• **DATA TO PROCESS**:

====

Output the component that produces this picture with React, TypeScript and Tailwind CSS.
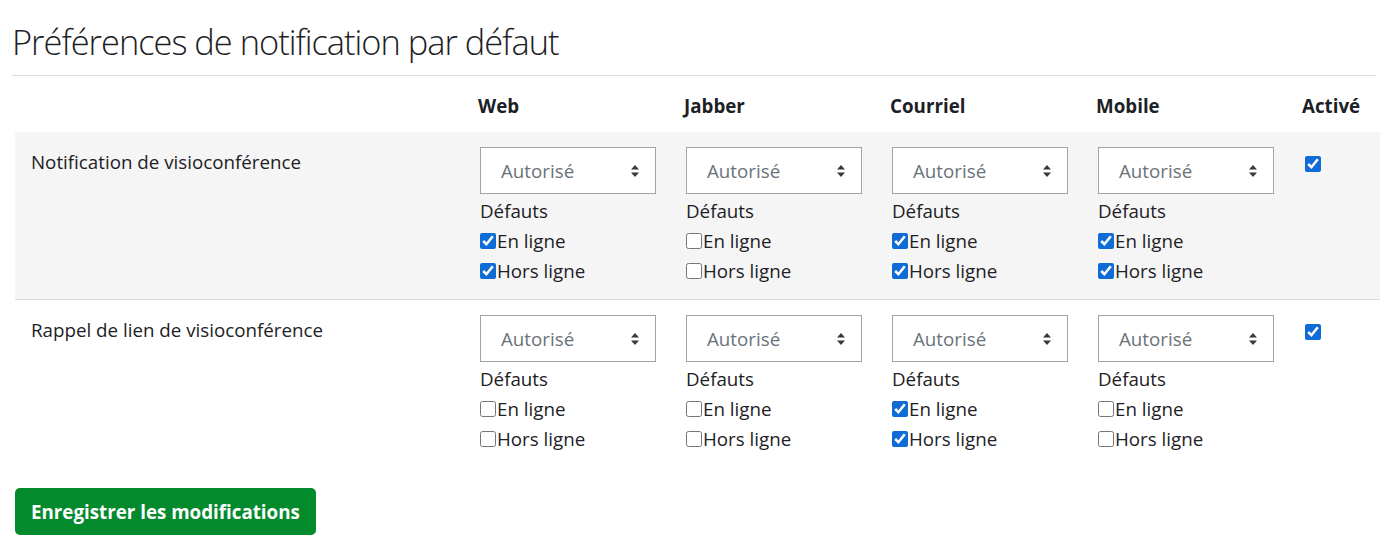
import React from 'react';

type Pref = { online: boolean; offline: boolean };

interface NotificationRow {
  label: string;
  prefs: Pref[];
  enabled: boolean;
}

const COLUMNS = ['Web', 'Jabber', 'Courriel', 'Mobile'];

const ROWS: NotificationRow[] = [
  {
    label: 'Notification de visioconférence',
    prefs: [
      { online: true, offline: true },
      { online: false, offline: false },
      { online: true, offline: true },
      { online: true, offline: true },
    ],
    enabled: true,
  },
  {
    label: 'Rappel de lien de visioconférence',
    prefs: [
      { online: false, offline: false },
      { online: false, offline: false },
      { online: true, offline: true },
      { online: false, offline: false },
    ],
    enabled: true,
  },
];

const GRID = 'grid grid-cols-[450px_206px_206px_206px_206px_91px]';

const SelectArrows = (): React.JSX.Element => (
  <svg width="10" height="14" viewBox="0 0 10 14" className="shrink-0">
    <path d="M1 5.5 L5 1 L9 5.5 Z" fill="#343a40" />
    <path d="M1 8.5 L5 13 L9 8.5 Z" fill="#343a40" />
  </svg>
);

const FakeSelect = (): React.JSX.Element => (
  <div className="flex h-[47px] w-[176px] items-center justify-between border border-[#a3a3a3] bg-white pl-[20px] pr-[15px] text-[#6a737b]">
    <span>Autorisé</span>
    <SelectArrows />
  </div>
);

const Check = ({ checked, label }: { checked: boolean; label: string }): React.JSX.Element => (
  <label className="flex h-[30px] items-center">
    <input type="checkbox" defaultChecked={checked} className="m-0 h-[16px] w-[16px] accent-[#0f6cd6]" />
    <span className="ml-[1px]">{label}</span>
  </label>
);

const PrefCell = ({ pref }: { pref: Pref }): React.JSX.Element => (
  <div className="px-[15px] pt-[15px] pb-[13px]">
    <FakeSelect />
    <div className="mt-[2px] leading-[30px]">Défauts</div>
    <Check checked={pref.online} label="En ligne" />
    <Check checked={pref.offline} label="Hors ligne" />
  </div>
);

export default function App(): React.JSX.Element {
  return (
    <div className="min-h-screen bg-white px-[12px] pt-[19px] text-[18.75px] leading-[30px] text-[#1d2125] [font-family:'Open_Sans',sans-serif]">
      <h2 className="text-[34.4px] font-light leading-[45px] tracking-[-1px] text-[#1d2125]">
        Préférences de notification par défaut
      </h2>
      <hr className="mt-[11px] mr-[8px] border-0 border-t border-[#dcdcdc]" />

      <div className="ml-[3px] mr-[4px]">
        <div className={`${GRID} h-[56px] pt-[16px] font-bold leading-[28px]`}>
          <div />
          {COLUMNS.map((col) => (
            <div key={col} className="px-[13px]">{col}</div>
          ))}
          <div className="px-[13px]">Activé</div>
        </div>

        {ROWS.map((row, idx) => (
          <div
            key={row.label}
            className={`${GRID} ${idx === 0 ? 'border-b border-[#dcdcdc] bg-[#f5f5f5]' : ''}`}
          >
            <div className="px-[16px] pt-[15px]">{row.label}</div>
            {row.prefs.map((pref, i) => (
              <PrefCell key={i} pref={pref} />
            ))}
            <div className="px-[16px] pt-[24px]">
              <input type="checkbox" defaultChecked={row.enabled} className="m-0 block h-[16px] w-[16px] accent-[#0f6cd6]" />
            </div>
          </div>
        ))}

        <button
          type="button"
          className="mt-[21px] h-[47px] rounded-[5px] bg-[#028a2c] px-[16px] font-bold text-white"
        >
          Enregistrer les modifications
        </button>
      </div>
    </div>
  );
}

====

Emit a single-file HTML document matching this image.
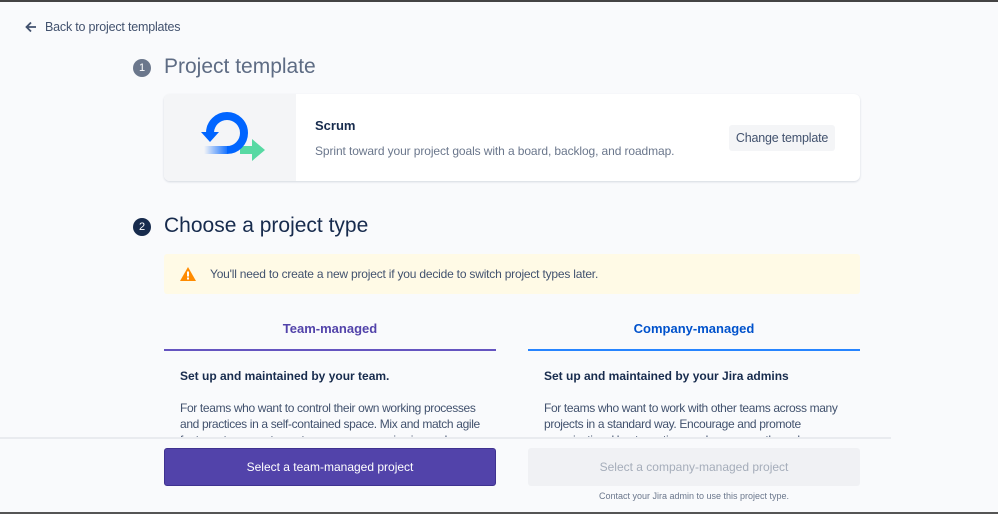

====

• **WHAT THE TASK REQUIRES**:
In the listing above, find the line containing "Output the component" and the line containing "const COLUMNS = ['Web', 'Jabber', 'Courriel', 'Mobile'];", then output those two lines and everything between them exactly as written, without the images.

• **ANSWER TO THIS TASK**:
Output the component that produces this picture with React, TypeScript and Tailwind CSS.
import React from 'react';

type Pref = { online: boolean; offline: boolean };

interface NotificationRow {
  label: string;
  prefs: Pref[];
  enabled: boolean;
}

const COLUMNS = ['Web', 'Jabber', 'Courriel', 'Mobile'];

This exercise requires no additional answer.